Data entries:
== == ==

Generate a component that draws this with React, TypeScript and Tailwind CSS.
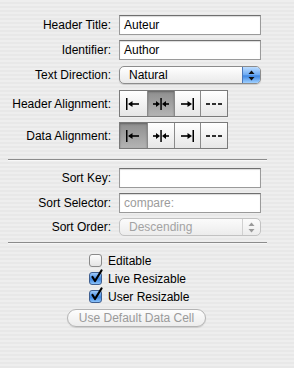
import React from "react";

const font = { fontFamily: '"Liberation Sans", Arial, sans-serif' };

const Label = ({ children }: { children: React.ReactNode }) => (
  <div className="w-[111px] shrink-0 text-right text-[12px] text-black">{children}</div>
);

const TextField = ({ value, placeholder }: { value?: string; placeholder?: string }) => (
  <div className="w-[142px] h-[20px] bg-white border border-[#9a9a9a] border-t-[#6f6f6f] shadow-[inset_0_1px_1px_rgba(0,0,0,0.15)] flex items-center px-[4px] text-[12px]">
    {value ? <span className="text-black">{value}</span> : <span className="text-[#9c9c9c]">{placeholder}</span>}
  </div>
);

const Stepper = ({ active }: { active: boolean }) => (
  <svg width="7" height="11" viewBox="0 0 7 11">
    <path d="M3.5 0.5 L6.5 4 L0.5 4 Z" fill={active ? "#111" : "#9a9a9a"} />
    <path d="M3.5 10.5 L6.5 7 L0.5 7 Z" fill={active ? "#111" : "#9a9a9a"} />
  </svg>
);

const Popup = ({ value, disabled }: { value: string; disabled?: boolean }) => (
  <div
    className={`w-[142px] h-[18px] rounded-[5px] border flex items-stretch overflow-hidden text-[12px] ${
      disabled
        ? "border-[#c2c2c2] bg-[linear-gradient(#fbfbfb,#ececec)] text-[#a3a3a3]"
        : "border-[#8c8c8c] bg-[linear-gradient(#ffffff,#e9e9e9)] text-black shadow-[0_1px_1px_rgba(0,0,0,0.15)]"
    }`}
  >
    <div className="flex-1 flex items-center pl-[9px]">{value}</div>
    <div
      className={`w-[18px] flex items-center justify-center ${
        disabled
          ? "border-l border-[#d0d0d0]"
          : "bg-[linear-gradient(#bcdcff_0%,#6aa8f2_50%,#3d86e3_55%,#9fd0ff_100%)] border-l border-[#4a76b8]"
      }`}
    >
      <Stepper active={!disabled} />
    </div>
  </div>
);

const AlignIcon = ({ kind }: { kind: "left" | "center" | "right" | "justify" }) => (
  <svg width="18" height="14" viewBox="0 0 18 14">
    {kind === "left" && (
      <>
        <rect x="2" y="1" width="1.5" height="12" fill="#000" />
        <rect x="5" y="6.2" width="10" height="1.6" fill="#000" />
        <path d="M4 7 L8.5 4 L8.5 10 Z" fill="#000" />
      </>
    )}
    {kind === "center" && (
      <>
        <rect x="8.3" y="1" width="1.5" height="12" fill="#000" />
        <rect x="1" y="6.2" width="5" height="1.6" fill="#000" />
        <path d="M8 7 L4 4 L4 10 Z" fill="#000" />
        <rect x="12" y="6.2" width="5" height="1.6" fill="#000" />
        <path d="M10 7 L14 4 L14 10 Z" fill="#000" />
      </>
    )}
    {kind === "right" && (
      <>
        <rect x="14.5" y="1" width="1.5" height="12" fill="#000" />
        <rect x="3" y="6.2" width="9" height="1.6" fill="#000" />
        <path d="M14 7 L9.5 4 L9.5 10 Z" fill="#000" />
      </>
    )}
    {kind === "justify" && (
      <>
        <rect x="1" y="6.2" width="4" height="1.6" fill="#000" />
        <rect x="7" y="6.2" width="4" height="1.6" fill="#000" />
        <rect x="13" y="6.2" width="4" height="1.6" fill="#000" />
      </>
    )}
  </svg>
);

const Segmented = ({ selected }: { selected: number }) => {
  const kinds = ["left", "center", "right", "justify"] as const;
  return (
    <div className="flex border border-[#7a7a7a] h-[27px] w-[109px]">
      {kinds.map((k, i) => (
        <div
          key={k}
          className={`w-[27px] flex items-center justify-center ${i > 0 ? "border-l border-[#8a8a8a]" : ""} ${
            i === selected
              ? "bg-[linear-gradient(#8e8e8e,#b4b4b4)] shadow-[inset_0_1px_2px_rgba(0,0,0,0.3)]"
              : "bg-[linear-gradient(#ffffff,#e6e6e6)]"
          }`}
        >
          <AlignIcon kind={k} />
        </div>
      ))}
    </div>
  );
};

const Checkbox = ({ checked, label }: { checked: boolean; label: string }) => (
  <div className="flex items-center h-[13px] pl-[89px]">
    <div className="relative w-[13px] h-[13px]">
      <div
        className={`w-[13px] h-[13px] rounded-[3px] border ${
          checked
            ? "border-[#3f5f90] bg-[linear-gradient(#9fcaf9,#3e86e0_55%,#8cc3fb)]"
            : "border-[#8a8a8a] bg-[linear-gradient(#fdfdfd,#e4e4e4)]"
        }`}
      />
      {checked && (
        <svg className="absolute left-[1px] top-[-3px]" width="13" height="15" viewBox="0 0 13 15">
          <path d="M2.5 8 L5 12 L11.5 1.5" stroke="#000" strokeWidth="2.2" fill="none" strokeLinecap="round" strokeLinejoin="round" />
        </svg>
      )}
    </div>
    <span className="ml-[6px] text-[12px] text-black">{label}</span>
  </div>
);

const Row = ({ label, children, className }: { label: string; children: React.ReactNode; className?: string }) => (
  <div className={`flex items-center gap-[8px] ${className ?? ""}`}>
    <Label>{label}</Label>
    {children}
  </div>
);

export default function App() {
  return (
    <div
      style={font}
      className="w-[294px] h-[368px] overflow-hidden bg-[repeating-linear-gradient(to_bottom,#eeeeee_0px,#eeeeee_2px,#e8e8e8_2px,#e8e8e8_4px)] pt-[15px] leading-none"
    >
      <Row label="Header Title:">
        <TextField value="Auteur" />
      </Row>
      <Row label="Identifier:" className="mt-[5px]">
        <TextField value="Author" />
      </Row>
      <Row label="Text Direction:" className="mt-[6px]">
        <Popup value="Natural" />
      </Row>
      <Row label="Header Alignment:" className="mt-[6px]">
        <Segmented selected={1} />
      </Row>
      <Row label="Data Alignment:" className="mt-[5px]">
        <Segmented selected={0} />
      </Row>
      <div className="mx-[8px] w-[259px] mt-[10px] border-t border-[#8c8c8c] border-b border-b-white/60 h-[2px]" />
      <Row label="Sort Key:" className="mt-[7px]">
        <TextField value="" />
      </Row>
      <Row label="Sort Selector:" className="mt-[5px]">
        <TextField placeholder="compare:" />
      </Row>
      <Row label="Sort Order:" className="mt-[5px]">
        <Popup value="Descending" disabled />
      </Row>
      <div className="mx-[8px] w-[259px] mt-[6px] border-t border-[#8c8c8c] border-b border-b-white/60 h-[2px]" />
      <div className="mt-[10px] flex flex-col gap-[5px]">
        <Checkbox checked={false} label="Editable" />
        <Checkbox checked label="Live Resizable" />
        <Checkbox checked label="User Resizable" />
      </div>
      <div className="ml-[67px] mt-[6px] w-[139px] h-[18px] rounded-full border border-[#b4b4b4] bg-[linear-gradient(#fdfdfd,#ececec)] shadow-[0_1px_1px_rgba(0,0,0,0.12)] flex items-center justify-center text-[12px] text-[#9a9a9a]">
        Use Default Data Cell
      </div>
    </div>
  );
}
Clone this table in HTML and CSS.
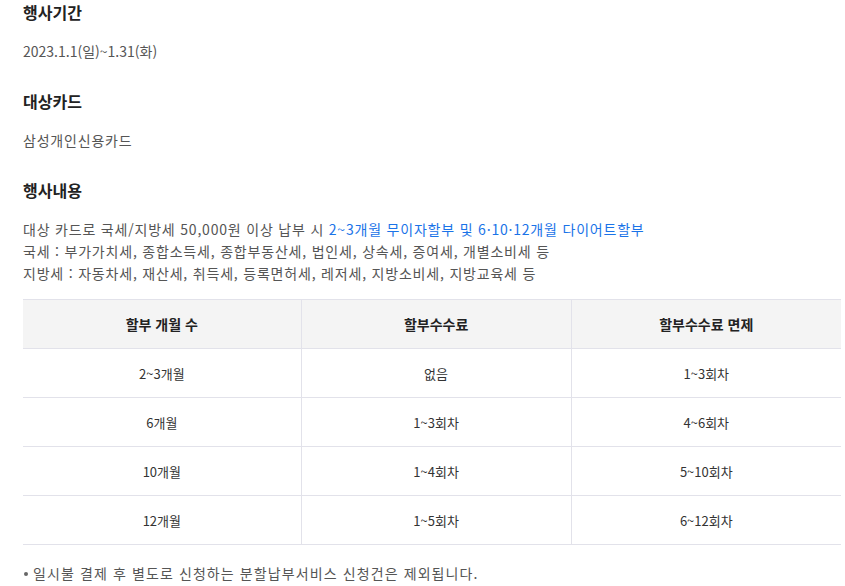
FILE: index.html
```html
<!DOCTYPE html>
<html lang="ko">
<head>
<meta charset="utf-8">
<link rel="stylesheet" href="styles.css">
</head>
<body>
<div class="page">
  <section class="sec">
    <h3 class="sec-title">행사기간</h3>
    <p class="txt txt-num">2023.1.1(일)~1.31(화)</p>
  </section>
  <section class="sec">
    <h3 class="sec-title">대상카드</h3>
    <p class="txt">삼성개인신용카드</p>
  </section>
  <section class="sec sec-last">
    <h3 class="sec-title">행사내용</h3>
    <p class="txt">대상 카드로 국세/지방세 50,000원 이상 납부 시 <span class="blue">2~3개월 무이자할부 및 6·10·12개월 다이어트할부</span><br>국세 : 부가가치세, 종합소득세, 종합부동산세, 법인세, 상속세, 증여세, 개별소비세 등<br>지방세 : 자동차세, 재산세, 취득세, 등록면허세, 레저세, 지방소비세, 지방교육세 등</p>
    <table class="tbl">
      <colgroup><col class="c1"><col class="c2"><col class="c3"></colgroup>
      <thead>
        <tr><th>할부 개월 수</th><th>할부수수료</th><th>할부수수료 면제</th></tr>
      </thead>
      <tbody>
        <tr><td>2~3개월</td><td>없음</td><td>1~3회차</td></tr>
        <tr><td>6개월</td><td>1~3회차</td><td>4~6회차</td></tr>
        <tr><td>10개월</td><td>1~4회차</td><td>5~10회차</td></tr>
        <tr><td>12개월</td><td>1~5회차</td><td>6~12회차</td></tr>
      </tbody>
    </table>
    <ul class="notes">
      <li>일시불 결제 후 별도로 신청하는 분할납부서비스 신청건은 제외됩니다.</li>
    </ul>
  </section>
</div>
</body>
</html>
```

FILE: styles.css
```css
html, body {
  margin: 0;
  padding: 0;
  background: #fff;
}
body {
  font-family: "Noto Sans CJK KR", "Noto Sans", sans-serif;
  color: #555;
  overflow: hidden;
}
.page {
  width: 818px;
  margin-left: 23px;
  padding-top: 1px;
}
.sec {
  margin-bottom: 28px;
}
.sec-last {
  margin-bottom: 0;
}
.sec-title {
  margin: 0 0 17px;
  font-size: 16px;
  line-height: 22px;
  font-weight: 700;
  color: #222;
}
.txt {
  margin: 0;
  font-size: 14px;
  line-height: 22px;
  letter-spacing: 0.8px;
  color: #555;
}
.txt-num {
  letter-spacing: 0;
}
.blue {
  color: #1a73e8;
}
.tbl {
  width: 100%;
  margin-top: 15px;
  border-collapse: collapse;
  table-layout: fixed;
  font-size: 13px;
}
.c1 { width: 34%; }
.c2 { width: 33%; }
.c3 { width: 33%; }
.tbl th,
.tbl td {
  height: 48px;
  padding: 0;
  text-align: center;
  border-top: 1px solid #e2e2ea;
  border-bottom: 1px solid #e2e2ea;
  border-left: 1px solid #e2e2ea;
}
.tbl th:first-child,
.tbl td:first-child {
  border-left: none;
}
.tbl th {
  background: #f4f4f4;
  font-size: 14px;
  font-weight: 700;
  color: #222;
}
.tbl td {
  color: #333;
}
.notes {
  list-style: none;
  margin: 17px 0 0;
  padding: 0;
  font-size: 14px;
  line-height: 22px;
  letter-spacing: 1.1px;
  color: #555;
}
.notes li {
  position: relative;
  padding-left: 10px;
}
.notes li::before {
  content: "";
  position: absolute;
  left: 1px;
  top: 10px;
  width: 4px;
  height: 4px;
  border-radius: 50%;
  background: #666;
}
```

== == ==

§ **What you should do**:
Please list every line of the records that contains "React".

§ **Task solution**:
Generate a component that draws this with React, TypeScript and Tailwind CSS.
import React from "react";
const Label = ({ children }: { children: React.ReactNode }) => (
const Row = ({ label, children, className }: { label: string; children: React.ReactNode; className?: string }) => (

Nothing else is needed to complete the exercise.